C’è bisogno di “Oriente” nelle nostre storie?

Le storie che leggiamo, i film che guardiamo, quello che ci viene raccontato ha sempre un’impronta di fondo e ci lascia una sorta di imprinting, di propensione a un certo tipo di narrazione.
Lo stile con cui ci viene raccontata una storia è indubbiamente differente a seconda del genere, e non solo: anche la società, l’epoca, l’area geografica, influenzano le vicende stesse. La trama ricorrente delle nostre storie, intese come occidentali, ha al suo centro un eroe, o quantomeno un essere in quanto individuo, poiché il nostro tipo di società parte da un presupposto individualista. Solitamente questa figura si ritrova in una circostanza suo malgrado e deve abbracciare il proprio destino, per diventare quel “qualcuno” che tutti si aspettano diventi. E in tutto questo trovare lo spazio per sé e la sua felicità.
Così troverà la sua strada come Eroe compiuto.

Ovviamente non è l’unico tipo di storia esistente, tuttavia è uno di quelli più frequenti.
Il fulcro narrativo asiatico invece è differente e viene chiamato col termine giapponese Kishōtenketsu, che a sua volta deriva dal cinese qǐ chéng zhuǎn hé e in coreano è invece gi seung jeon gyeol.
A prescindere dal nome, la struttura pone le sue basi nell’antica letteratura cinese, per cui -ancora oggi- il cuore della narrazione sta nella coralità dei protagonisti. Raramente c’è un solo punto di vista che porta avanti i suoi pensieri, le sue paure, le sue evoluzioni, ma il concetto sta piuttosto nella forza del gruppo, nell’equilibrio tra più forze, nel compensarsi a vicenda perché da soli non si possono raggiungere le stesse vette che si possono raggiungere insieme ad altre persone.

In generale, va da sé che se vengono raccontate storie -per quanto ciascuna sia diversa dall’altra- che condividono lo stesso “spirito”, è inevitabile che queste storie riflettano un dato modo di pensare e viceversa, influenzino il modo di pensare di chi assorbe costantemente queste informazioni.
Questo principio chiaramente vale in ogni area.
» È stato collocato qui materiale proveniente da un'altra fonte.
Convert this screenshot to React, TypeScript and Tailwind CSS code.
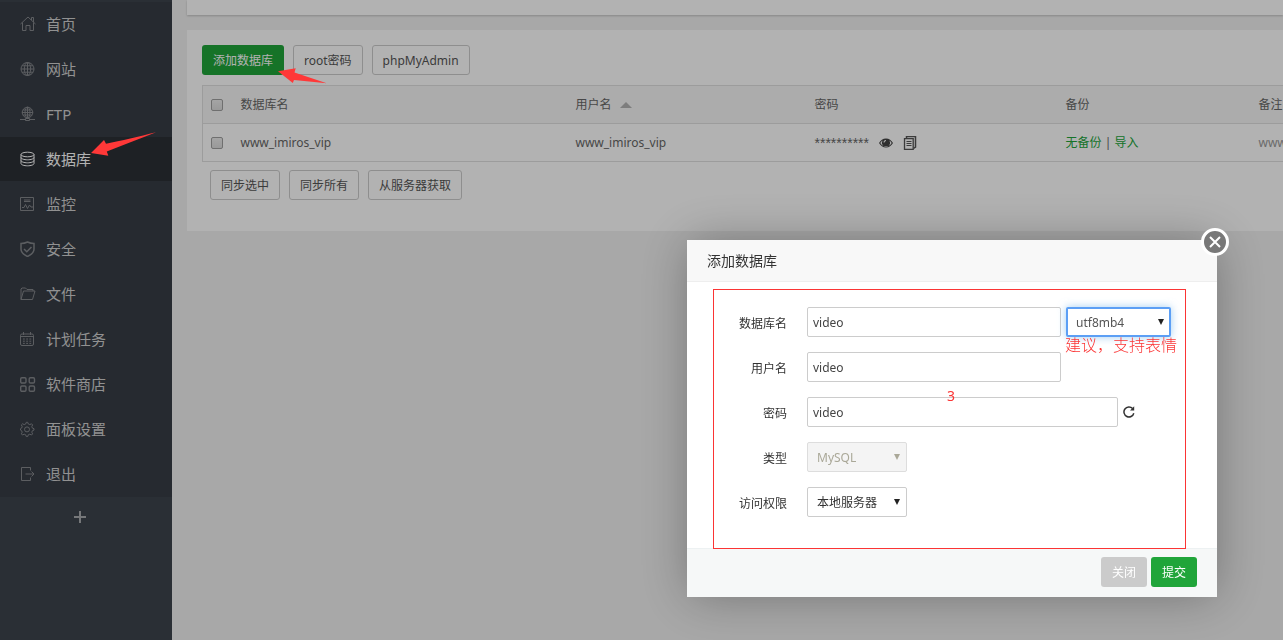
import type { ReactNode } from "react";

const menuItems: { label: string; icon: ReactNode; active?: boolean }[] = [
  {
    label: "首页",
    icon: <path d="M.5 8 8 1l7.5 7M2.5 6.500v8h3.500V9.500h4v5h3.500v-8M11.500 4V1.500h2V6" />,
  },
  {
    label: "网站",
    icon: (
      <>
        <circle cx="7.500" cy="8" r="6.500" />
        <ellipse cx="7.500" cy="8" rx="3.200" ry="6.500" />
        <path d="M7.500 1.500v13M1 8h13M2 4.800h11M2 11.200h11" />
      </>
    ),
  },
  {
    label: "FTP",
    icon: (
      <>
        <circle cx="7.500" cy="6.500" r="5.300" />
        <ellipse cx="7.500" cy="6.500" rx="2.500" ry="5.300" />
        <path d="M7.500 1v12M2 6.500h11M3 4h9M3 9h9M0 13.500h5.500M9.500 13.500H15" />
        <path d="M5.500 12.500h4v2h-4z" />
      </>
    ),
  },
  {
    label: "数据库",
    active: true,
    icon: (
      <>
        <ellipse cx="7.500" cy="3.500" rx="6.500" ry="2.300" />
        <path d="M1 3.500v9c0 1.300 3 2.300 6.500 2.300S14 13.800 14 12.500v-9M1 6.500c0 1.300 3 2.300 6.500 2.300S14 7.800 14 6.500M1 9.500c0 1.300 3 2.300 6.500 2.300S14 10.800 14 9.500" />
      </>
    ),
  },
  {
    label: "监控",
    icon: (
      <>
        <path d="M.5 1.500h13v13H.5zM4 4h6.500M4 5.500h6.500" />
        <path d="M2 11.500h2l1.500-3 2 4L9.500 9l1.500 2h2" />
      </>
    ),
  },
  {
    label: "安全",
    icon: (
      <g strokeWidth="1.500">
        <path d="M7.500 1C5.500 2 3 2.500 1 2.500v5.800c0 3.300 3.500 5.700 6.500 7.200 3-1.500 6.500-3.900 6.500-7.200V2.500C12 2.500 9.500 2 7.500 1z" />
        <path d="m4 8 2.800 2.800L11.500 6" />
      </g>
    ),
  },
  {
    label: "文件",
    icon: <path d="M1 13.500V3l1-1h3.500L7 3.500h6V5M1 13.500h11.500L15 5H3.500L1 13.500z" />,
  },
  {
    label: "计划任务",
    icon: (
      <>
        <rect x=".5" y="3" width="13" height="11.500" rx="1.500" />
        <path d="M3.500 1v3M10.500 1v3M1 5.500h12" />
        <path d="M3 8h8.500M3 10.200h8.500M3 12.400h8.500" strokeDasharray="1.800 1.400" />
      </>
    ),
  },
  {
    label: "软件商店",
    icon: (
      <g strokeWidth="1.400">
        <rect x=".7" y="1.700" width="5.300" height="5.300" rx="1.200" />
        <rect x="9.200" y="1.700" width="5.300" height="5.300" rx="1.200" />
        <rect x=".7" y="10" width="5.300" height="5.300" rx="1.200" />
        <rect x="9.200" y="10" width="5.300" height="5.300" rx="1.200" />
      </g>
    ),
  },
  {
    label: "面板设置",
    icon: (
      <>
        <path d="M6.300 1.300h1.400l.6 1.700 1.500.6 1.700-.8 1.100 1.100-.8 1.700.6 1.500 1.600.6v1.400l-1.600.6-.6 1.500.8 1.700-1.100 1.100-1.700-.8-1.500.6-.6 1.700H6.300l-.6-1.700-1.500-.6-1.700.8-1.100-1.100.8-1.700-.6-1.500L.5 9.100V7.700l1.100-.6.6-1.500-.8-1.700 1.100-1.100 1.700.8 1.500-.6z" />
        <circle cx="7" cy="8.400" r="2.500" />
      </>
    ),
  },
  {
    label: "退出",
    icon: <path d="M10.500 4.500v-3h-9v13h9v-3M5.500 8H14M11.500 5.500 14 8l-2.500 2.500" />,
  },
];

function Sidebar() {
  return (
    <nav className="w-[172px] flex-none bg-[#3d444d] pt-0.5">
      <ul className="bg-[#373d46]">
        {menuItems.map((item) => (
          <li key={item.label} className="pb-px">
            <a
              href="#"
              className={`flex h-11 items-center gap-2.5 pl-5 text-[15px] ${
                item.active ? "bg-[#2c3036] text-white" : "text-[#d0d0d0]"
              }`}
            >
              <svg
                viewBox="0 0 16 16"
                fill="none"
                stroke="currentColor"
                className={`size-4 ${item.active ? "" : "opacity-50"}`}
              >
                {item.icon}
              </svg>
              <span className="pb-px">{item.label}</span>
            </a>
          </li>
        ))}
      </ul>
      <button type="button" aria-label="+" className="flex h-10 w-[160px] items-center justify-center text-[#a8abae]">
        <svg viewBox="0 0 14 14" stroke="currentColor" strokeWidth="2" className="size-3.5">
          <path d="M7 1v12M1 7h12" />
        </svg>
      </button>
    </nav>
  );
}

function PlainButton({ children }: { children: ReactNode }) {
  return (
    <button type="button" className="h-[30px] rounded-[3px] border border-[#ccc] bg-white px-2.5 pt-px text-[#555]">
      {children}
    </button>
  );
}

function Check({ label }: { label: string }) {
  return (
    <input
      type="checkbox"
      aria-label={label}
      className="block size-3 appearance-none rounded-[2px] border border-[#a0a0a0] bg-linear-to-b from-[#ececec] to-[#dcdcdc]"
    />
  );
}

function DatabaseTable() {
  return (
    <table className="mt-2.5 w-full min-w-[1220px] table-fixed border-collapse border border-[#e0e0e0] text-left text-[#666]">
      <colgroup>
        <col className="w-[30px]" />
        <col className="w-[335px]" />
        <col className="w-[239px]" />
        <col className="w-[251px]" />
        <col className="w-[193px]" />
        <col />
      </colgroup>
      <thead>
        <tr className="h-[38px] border-b border-[#e0e0e0] bg-[#f6f6f6] [&>th]:px-2 [&>th]:font-normal">
          <th>
            <Check label="全选" />
          </th>
          <th>数据库名</th>
          <th>
            <span className="flex items-center gap-2">
              用户名
              <svg viewBox="0 0 12 6" className="h-1.5 w-3 fill-[#b4b4b4]">
                <path d="M0 6 6 0l6 6z" />
              </svg>
            </span>
          </th>
          <th>密码</th>
          <th>备份</th>
          <th>备注</th>
        </tr>
      </thead>
      <tbody>
        <tr className="h-[38px] [&>td]:px-2">
          <td>
            <Check label="www_imiros_vip" />
          </td>
          <td>www_imiros_vip</td>
          <td>www_imiros_vip</td>
          <td>
            <div className="flex items-center gap-2.5">
              <span className="font-['Liberation_Sans',sans-serif] text-sm leading-4">**********</span>
              <svg viewBox="0 0 14 14" className="size-3.5 flex-none">
                <path
                  fillRule="evenodd"
                  d="M0 7c1.500-2.700 4-4.500 7-4.500S12.500 4.300 14 7c-1.500 2.700-4 4.500-7 4.500S1.500 9.700 0 7zm1.300 0C2.500 9.200 4.700 10.400 7 10.400S11.500 9.200 12.700 7c-.6-1-1.400-1.900-2.400-2.500a4 4 0 1 1-6.600 0C2.700 5.100 1.900 6 1.300 7zM7 4.100v1A1.500 1.500 0 0 0 5.500 6.600h-1A2.500 2.500 0 0 1 7 4.100z"
                  fill="#444"
                />
              </svg>
              <svg viewBox="0 0 14 14" fill="none" stroke="#555" className="size-3.5 flex-none">
                <path d="M3.500 2.500v-2h9v10.500l-2 1.500" strokeWidth="1.500" />
                <path d="M1.500 2.700h8.700v10.600H1.500z" strokeWidth="1.300" />
                <path d="M3.500 5.500h5M3.500 7.500h5M3.500 9.500h5" />
              </svg>
            </div>
          </td>
          <td>
            <a href="#" className="text-[#20a53a]">
              无备份
            </a>
            {" | "}
            <a href="#" className="text-[#20a53a]">
              导入
            </a>
          </td>
          <td className="text-[#999]">www_imiros_vip</td>
        </tr>
      </tbody>
    </table>
  );
}

function SelectBox({
  id,
  value,
  width,
  look,
  disabled,
}: {
  id: string;
  value: string;
  width: string;
  look: string;
  disabled?: boolean;
}) {
  return (
    <div className={`relative ${width}`}>
      <select
        id={id}
        aria-label={value}
        disabled={disabled}
        className={`block h-[30px] w-full appearance-none rounded-[2px] pt-px opacity-100 outline-none ${look}`}
      >
        <option>{value}</option>
      </select>
      <svg
        viewBox="0 0 6 6"
        className={`pointer-events-none absolute top-3 right-[7px] size-1.5 ${disabled ? "fill-[#aaa898]" : "fill-[#222]"}`}
      >
        <path d="M0 0h6L3 6z" />
      </svg>
    </div>
  );
}

function Field({ id, label, children }: { id: string; label: string; children: ReactNode }) {
  return (
    <div className="flex items-center gap-5">
      <label htmlFor={id} className="w-[100px] flex-none pt-[3px] text-right text-[#333]">
        {label}
      </label>
      <div className="flex items-center gap-[5px]">{children}</div>
    </div>
  );
}

const inputClass = "h-[30px] rounded-[2px] border border-[#ccc] bg-white px-[5px] text-[#444] outline-none";

function AddDatabaseDialog() {
  return (
    <div
      role="dialog"
      aria-labelledby="dialog-title"
      className="relative w-[530px] rounded-[2px] bg-white shadow-[1px_1px_50px_rgba(0,0,0,0.3)]"
    >
      <h2 id="dialog-title" className="border-b border-[#eee] bg-[#f8f8f8] px-5 text-sm leading-[41px] text-[#333]">
        添加数据库
      </h2>
      <button
        type="button"
        aria-label="close"
        className="absolute -top-3 -right-3 flex size-7 items-center justify-center rounded-full border-3 border-white bg-[#787878]"
      >
        <svg viewBox="0 0 12 12" stroke="#fff" strokeWidth="2" className="size-3">
          <path d="m1 1 10 10M11 1 1 11" />
        </svg>
      </button>

      <form className="relative flex flex-col gap-[15px] pt-[25px] pb-[31px]">
        <Field id="db-name" label="数据库名">
          <input id="db-name" defaultValue="video" className={`w-[254px] ${inputClass}`} />
          <SelectBox
            id="charset"
            value="utf8mb4"
            width="w-[105px]"
            look="border-2 border-[#5c9ff5] bg-white px-2 text-[#555] shadow-[0_0_8px_rgba(102,175,233,0.6)]"
          />
        </Field>
        <Field id="db-user" label="用户名">
          <input id="db-user" defaultValue="video" className={`w-[254px] ${inputClass}`} />
        </Field>
        <Field id="db-password" label="密码">
          <input id="db-password" defaultValue="video" className={`w-[311px] ${inputClass}`} />
          <button type="button" aria-label="refresh">
            <svg viewBox="0 0 12 12" fill="none" stroke="#333" strokeWidth="1.500" className="size-3">
              <path d="M10.800 7.200A5 5 0 1 1 9.600 2.500" />
              <path d="M11.200.3v4.200H7z" fill="#333" stroke="none" />
            </svg>
          </button>
        </Field>
        <Field id="db-type" label="类型">
          <SelectBox
            id="db-type"
            value="MySQL"
            width="w-[100px]"
            look="border border-[#ddd] bg-[#f4f4f4] px-[9px] text-[#aaa898]"
            disabled
          />
        </Field>
        <Field id="db-access" label="访问权限">
          <SelectBox
            id="db-access"
            value="本地服务器"
            width="w-[100px]"
            look="border border-[#ccc] bg-white px-[9px] text-[#333]"
          />
        </Field>

        {/* red notes over the form */}
        <div className="pointer-events-none absolute top-[7px] right-[31px] -bottom-px left-[26px] z-10 border border-[#fb3434]" />
        <span className="pointer-events-none absolute top-[51px] left-[378px] text-base font-light whitespace-nowrap text-[#fb3434]">
          建议，支持表情
        </span>
        <span className="pointer-events-none absolute top-[104px] left-[260px] text-sm text-[#fb3434]">3</span>
      </form>

      <div className="flex justify-end gap-1 border-t border-[#edf1f2] bg-[#f6f8f8] px-5 pt-2 pb-2.5 text-white">
        <button type="button" className="h-[30px] rounded-[3px] bg-[#cbcbcb] px-[11px] pt-px">
          关闭
        </button>
        <button type="submit" className="h-[30px] rounded-[3px] bg-[#20a53a] px-[11px] pt-px">
          提交
        </button>
      </div>
    </div>
  );
}

export default function App() {
  return (
    <div className="relative flex min-h-screen overflow-hidden bg-[#f1f1f1] font-['Noto_Sans','Noto_Sans_CJK_SC',sans-serif] text-xs">
      <Sidebar />

      <main className="min-w-0 flex-1 overflow-hidden pl-[15px]">
        <div className="h-[15px] bg-white shadow-[0_1px_2px_rgba(0,0,0,0.2)]" />
        <section className="mt-[15px] overflow-hidden bg-white pt-[15px] pb-[31px] pl-[15px]">
          <div className="flex gap-[9px]">
            <button type="button" className="h-[30px] rounded-[3px] bg-[#20a53a] px-[11px] pt-px text-white">
              添加数据库
            </button>
            <PlainButton>root密码</PlainButton>
            <PlainButton>phpMyAdmin</PlainButton>
          </div>
          <DatabaseTable />
          <div className="mt-2 flex gap-[9px] pl-2">
            <PlainButton>同步选中</PlainButton>
            <PlainButton>同步所有</PlainButton>
            <PlainButton>从服务器获取</PlainButton>
          </div>
        </section>
      </main>

      <div className="fixed inset-0 flex items-start justify-end bg-black/30 pt-60 pr-[66px]">
        <AddDatabaseDialog />
      </div>

      <svg viewBox="0 0 66 25" className="pointer-events-none absolute top-[132px] left-[91px] h-[25px] w-[66px] fill-[#ff3838]">
        <path d="M0 21 13 8l2 3.700C30 9 48 4.500 65 .300 48 7 32 13 15.800 19.500l1.500 4.200z" />
      </svg>
      <svg viewBox="0 0 49 16" className="pointer-events-none absolute top-[68px] left-[278px] h-4 w-[49px] fill-[#ff3838]">
        <path d="M0 3.300 17.700.300 16.500 4.500 48.700 15.300 16 12l-1.200 3z" />
      </svg>
    </div>
  );
}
Le nostre trame occidentali sono arrivate tempo fa in oriente e ultimamente viceversa: dopo anime e manga giapponesi, piano piano stanno arrivando anche i drama coreani… e attendo il momento in cui la mia conoscenza della cultura cinese sarà utile e di moda, ma è un altro discorso.
Perché ci stiamo appassionando a queste vicende? Cosa ci scuote?
Sicuramente avere un qualcosa di diverso da raccontare e da vivere attraverso le vite dei protagonisti, ci spinge a trovare un certo fascino in questa modalità narrativa.
Una trama dove anche l’altro inizia a essere importante, una storia dove ci sono persone che contano l’una sull’altra, potremmo dire che ci richiami il classico party nel fantasy, per esempio. Però anche lì c’è sempre uno che è un po’ più eroe di qualcun altro. C’è un confronto tra punti di vista diversi… spesso invece nella narrazione orientale, il focus è differente.

Il centro del discorso è che da una data situazione di partenza, che possa essere positiva o negativa, si sviluppa una trama che potremmo dire “ascendente“, con una tensione che culmina nel momento del “plot twist”, dopodiché bisognerà risolvere il tutto.
La risoluzione non è detto che sia tra l’altro positiva, altro cliché a cui non siamo abituati: in fin dei conti cresciamo un po’ cullati dal senso di happy ending, che invece non c’è nella cultura orientale.
Vuoi per gli anni di oppressione colonialista, vuoi per un concetto filosofico di fondo, dove un ribilanciamento non è necessariamente un “far finire le cose bene per tutti”, sta di fatto che il finale nelle storie asiatiche non è quello che per noi corrisponde a una conclusione positiva.

Perché dunque ci stiamo appassionando o interessando a questo genere di storie?
Dopo un’analisi così frettolosa non è che possiamo dedurre chissà quanto, tuttavia è lecito pensare che nel momento storico attuale, dove finalmente iniziamo a sentirci un po’ meno eurocentrici, e iniziamo a sentirci forse un po’ meno superiori del resto del mondo visto che la società è al suo stremo, forse serve guardare da un’altra parte. Non per forza un happy ending, non necessariamente un regolamento di conti.

Ma di prescelti ne abbiamo avuti tanti, e non siamo mai stati noi.

Forse abbiamo bisogno di imparare a contare gli uni sugli altri.